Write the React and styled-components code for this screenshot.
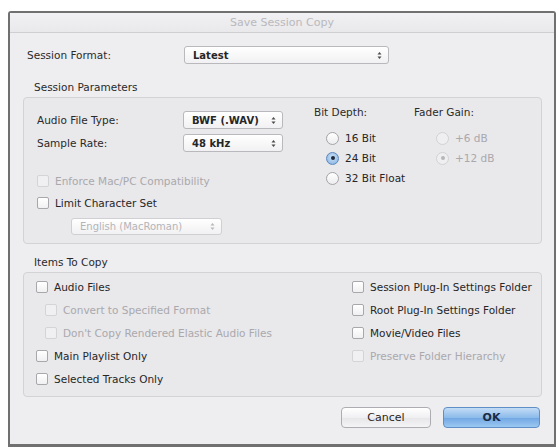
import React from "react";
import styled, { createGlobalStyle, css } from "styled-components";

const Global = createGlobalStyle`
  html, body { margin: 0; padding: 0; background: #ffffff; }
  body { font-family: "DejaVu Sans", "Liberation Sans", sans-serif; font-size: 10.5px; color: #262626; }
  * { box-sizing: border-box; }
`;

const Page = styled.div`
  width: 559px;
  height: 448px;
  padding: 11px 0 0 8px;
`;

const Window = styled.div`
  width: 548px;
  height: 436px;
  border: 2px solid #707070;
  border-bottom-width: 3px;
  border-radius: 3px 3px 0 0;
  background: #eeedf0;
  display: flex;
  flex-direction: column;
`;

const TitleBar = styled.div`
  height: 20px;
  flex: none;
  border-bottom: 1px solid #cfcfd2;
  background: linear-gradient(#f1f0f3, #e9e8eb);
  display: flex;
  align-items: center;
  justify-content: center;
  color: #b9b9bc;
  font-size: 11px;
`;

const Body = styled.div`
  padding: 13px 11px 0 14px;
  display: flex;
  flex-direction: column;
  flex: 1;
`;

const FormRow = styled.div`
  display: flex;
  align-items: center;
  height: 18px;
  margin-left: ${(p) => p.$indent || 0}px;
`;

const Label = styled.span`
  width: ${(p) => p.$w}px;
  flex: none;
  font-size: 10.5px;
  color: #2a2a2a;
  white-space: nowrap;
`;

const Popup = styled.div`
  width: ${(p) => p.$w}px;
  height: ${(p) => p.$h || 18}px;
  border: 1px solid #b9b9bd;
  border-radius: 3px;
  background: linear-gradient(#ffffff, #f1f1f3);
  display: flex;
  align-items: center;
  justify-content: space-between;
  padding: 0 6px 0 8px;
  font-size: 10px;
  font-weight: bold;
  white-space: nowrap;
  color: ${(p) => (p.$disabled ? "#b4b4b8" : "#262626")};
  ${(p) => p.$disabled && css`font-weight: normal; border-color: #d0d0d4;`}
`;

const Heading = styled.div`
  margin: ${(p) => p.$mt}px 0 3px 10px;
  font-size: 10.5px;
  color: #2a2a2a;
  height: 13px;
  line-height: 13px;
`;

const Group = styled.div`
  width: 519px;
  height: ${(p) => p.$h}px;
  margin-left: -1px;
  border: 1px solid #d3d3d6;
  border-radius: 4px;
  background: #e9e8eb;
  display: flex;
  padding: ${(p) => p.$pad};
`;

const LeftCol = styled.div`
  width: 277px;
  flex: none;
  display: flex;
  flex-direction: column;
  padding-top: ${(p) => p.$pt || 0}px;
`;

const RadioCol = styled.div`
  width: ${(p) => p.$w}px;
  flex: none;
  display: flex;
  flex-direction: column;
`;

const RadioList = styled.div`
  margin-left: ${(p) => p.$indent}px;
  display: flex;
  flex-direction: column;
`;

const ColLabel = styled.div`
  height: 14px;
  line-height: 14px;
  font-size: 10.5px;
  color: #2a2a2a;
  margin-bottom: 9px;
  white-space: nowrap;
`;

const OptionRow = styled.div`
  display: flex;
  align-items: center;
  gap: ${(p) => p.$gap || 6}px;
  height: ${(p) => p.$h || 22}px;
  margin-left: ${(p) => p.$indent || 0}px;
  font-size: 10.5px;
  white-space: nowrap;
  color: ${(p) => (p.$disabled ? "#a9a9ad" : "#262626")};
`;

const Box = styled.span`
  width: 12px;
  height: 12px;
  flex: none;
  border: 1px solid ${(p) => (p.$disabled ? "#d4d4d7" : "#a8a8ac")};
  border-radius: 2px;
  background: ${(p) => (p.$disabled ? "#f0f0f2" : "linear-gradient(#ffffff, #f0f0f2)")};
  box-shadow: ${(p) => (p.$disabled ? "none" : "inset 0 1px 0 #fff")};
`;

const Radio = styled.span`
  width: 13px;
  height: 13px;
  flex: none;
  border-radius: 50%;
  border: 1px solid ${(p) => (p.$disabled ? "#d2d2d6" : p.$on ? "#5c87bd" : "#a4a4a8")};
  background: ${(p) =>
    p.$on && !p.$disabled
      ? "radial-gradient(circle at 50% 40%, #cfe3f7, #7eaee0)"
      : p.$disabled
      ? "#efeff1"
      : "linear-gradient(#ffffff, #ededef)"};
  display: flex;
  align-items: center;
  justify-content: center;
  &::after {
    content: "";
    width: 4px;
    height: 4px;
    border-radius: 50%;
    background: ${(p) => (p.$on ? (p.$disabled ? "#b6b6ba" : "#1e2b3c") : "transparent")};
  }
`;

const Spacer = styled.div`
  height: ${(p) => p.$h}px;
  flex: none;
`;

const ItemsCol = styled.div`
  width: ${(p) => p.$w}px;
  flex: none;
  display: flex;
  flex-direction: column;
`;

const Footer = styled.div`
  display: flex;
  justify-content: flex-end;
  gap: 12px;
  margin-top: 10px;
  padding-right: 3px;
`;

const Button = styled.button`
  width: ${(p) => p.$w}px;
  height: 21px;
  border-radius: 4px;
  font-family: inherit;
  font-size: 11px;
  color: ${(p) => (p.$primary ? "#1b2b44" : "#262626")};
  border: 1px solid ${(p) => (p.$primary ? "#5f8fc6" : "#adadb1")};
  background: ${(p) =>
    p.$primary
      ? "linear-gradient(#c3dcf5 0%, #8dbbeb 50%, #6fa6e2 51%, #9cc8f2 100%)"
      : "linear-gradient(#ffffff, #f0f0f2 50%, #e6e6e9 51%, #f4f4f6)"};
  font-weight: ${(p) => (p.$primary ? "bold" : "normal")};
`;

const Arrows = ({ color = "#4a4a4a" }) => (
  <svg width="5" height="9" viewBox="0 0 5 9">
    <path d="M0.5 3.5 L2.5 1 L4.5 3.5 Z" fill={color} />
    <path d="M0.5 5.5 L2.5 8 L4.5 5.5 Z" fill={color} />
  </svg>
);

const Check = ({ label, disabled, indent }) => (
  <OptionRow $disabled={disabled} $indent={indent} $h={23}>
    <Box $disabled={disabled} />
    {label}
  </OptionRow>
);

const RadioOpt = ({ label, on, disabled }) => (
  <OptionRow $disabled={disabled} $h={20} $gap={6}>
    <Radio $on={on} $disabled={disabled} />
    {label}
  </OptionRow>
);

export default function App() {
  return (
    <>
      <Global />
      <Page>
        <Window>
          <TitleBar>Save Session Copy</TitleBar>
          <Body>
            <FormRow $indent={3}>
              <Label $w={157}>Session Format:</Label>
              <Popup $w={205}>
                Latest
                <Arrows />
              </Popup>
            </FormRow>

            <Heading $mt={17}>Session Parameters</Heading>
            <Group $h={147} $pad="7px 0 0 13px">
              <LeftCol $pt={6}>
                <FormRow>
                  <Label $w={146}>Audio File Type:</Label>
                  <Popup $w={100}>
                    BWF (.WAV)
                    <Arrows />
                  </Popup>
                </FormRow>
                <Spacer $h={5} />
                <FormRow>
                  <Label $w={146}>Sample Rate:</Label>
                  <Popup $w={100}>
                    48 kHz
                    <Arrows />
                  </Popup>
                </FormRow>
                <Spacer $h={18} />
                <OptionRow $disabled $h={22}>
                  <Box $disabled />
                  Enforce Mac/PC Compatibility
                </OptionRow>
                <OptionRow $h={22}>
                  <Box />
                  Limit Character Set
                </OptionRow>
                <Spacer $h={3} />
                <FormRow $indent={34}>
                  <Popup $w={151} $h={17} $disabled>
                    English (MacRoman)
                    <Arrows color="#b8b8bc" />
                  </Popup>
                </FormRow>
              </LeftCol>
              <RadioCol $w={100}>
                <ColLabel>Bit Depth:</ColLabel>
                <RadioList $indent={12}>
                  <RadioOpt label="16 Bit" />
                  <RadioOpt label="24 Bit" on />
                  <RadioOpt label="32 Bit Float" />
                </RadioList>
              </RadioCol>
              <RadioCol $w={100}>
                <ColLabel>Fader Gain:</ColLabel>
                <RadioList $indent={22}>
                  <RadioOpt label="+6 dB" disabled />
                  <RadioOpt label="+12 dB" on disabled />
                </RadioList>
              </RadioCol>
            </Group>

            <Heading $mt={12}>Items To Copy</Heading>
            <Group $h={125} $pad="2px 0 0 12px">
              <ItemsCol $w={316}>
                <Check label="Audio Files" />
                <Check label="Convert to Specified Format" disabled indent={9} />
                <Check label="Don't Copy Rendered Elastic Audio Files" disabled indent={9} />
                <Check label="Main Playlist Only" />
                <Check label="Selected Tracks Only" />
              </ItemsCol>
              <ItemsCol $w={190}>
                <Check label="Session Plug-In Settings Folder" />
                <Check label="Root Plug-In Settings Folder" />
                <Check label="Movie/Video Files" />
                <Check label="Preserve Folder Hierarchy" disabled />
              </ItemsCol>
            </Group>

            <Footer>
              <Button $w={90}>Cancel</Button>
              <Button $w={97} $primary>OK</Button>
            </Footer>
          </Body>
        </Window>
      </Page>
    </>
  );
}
- - - -
- **Exercise prompt**: Collect the lines that hold "components".

- **Exercise answer**:
Write the React and styled-components code for this screenshot.
import styled, { createGlobalStyle, css } from "styled-components";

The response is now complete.